The transfer of money is therefore not by way of benefaction.
(4) No material benefit or advantage is received by the giver by way of return
Paragraphs 142,143 and 156 TR 2005/13 state in regard to material benefit or advantage that:
142. The receipt of a material benefit by way of return to the giver will disqualify the transfer as a gift (Owen J in McPhail). In that case the fee concession constituted a material benefit received by the giver upon making a payment to a school building fund (a DGR).
143. An obvious example where a material benefit or advantage is received by way of return is where the transfer is made 'in return for valuable consideration received by the transferor from the transferee'
…………………….
156. Only advantages or benefits that are material will affect whether a transfer is a gift (McPhail). The requirement of materiality will exclude matters of a de minimis nature (Hodges).
The agreement signed by both parties requires the donor to pay an amount of money, and in return the donor will receive a benefit.

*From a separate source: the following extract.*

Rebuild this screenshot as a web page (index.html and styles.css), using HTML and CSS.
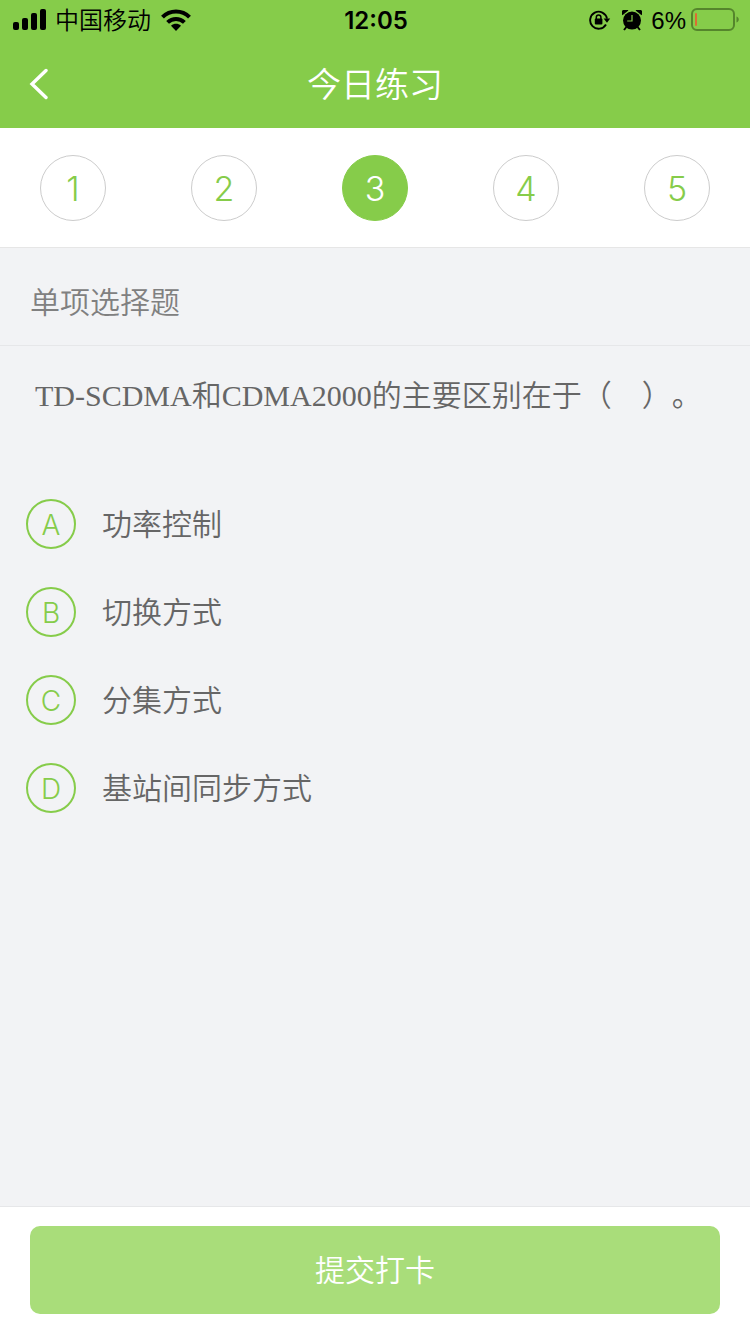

It is therefore considered that the donor does receive a material advantage in this arrangement, and as a consequence, this requirement is not met..
Conclusion
The payment of money in the circumstances detailed above does not meet the last three (3) requirements as discussed above of what constitutes a gift as set out in paragraph 13 of TR 2005/13, i.e.:
(1) it involves a transfer of a beneficial interest in property (i.e. money);
(2) it involves a transfer which is not made voluntarily;
(3) it does not arise by way of benefaction; and
(4) it does provide the giver a material advantage or benefit.
Accordingly, the payment of money does not amount to a gift as it does not meet all the characteristics or features of 'a gift' as per TR 2005/13 and therefore for the purposes of Division 30 of the Income Tax Assessment Act 1997.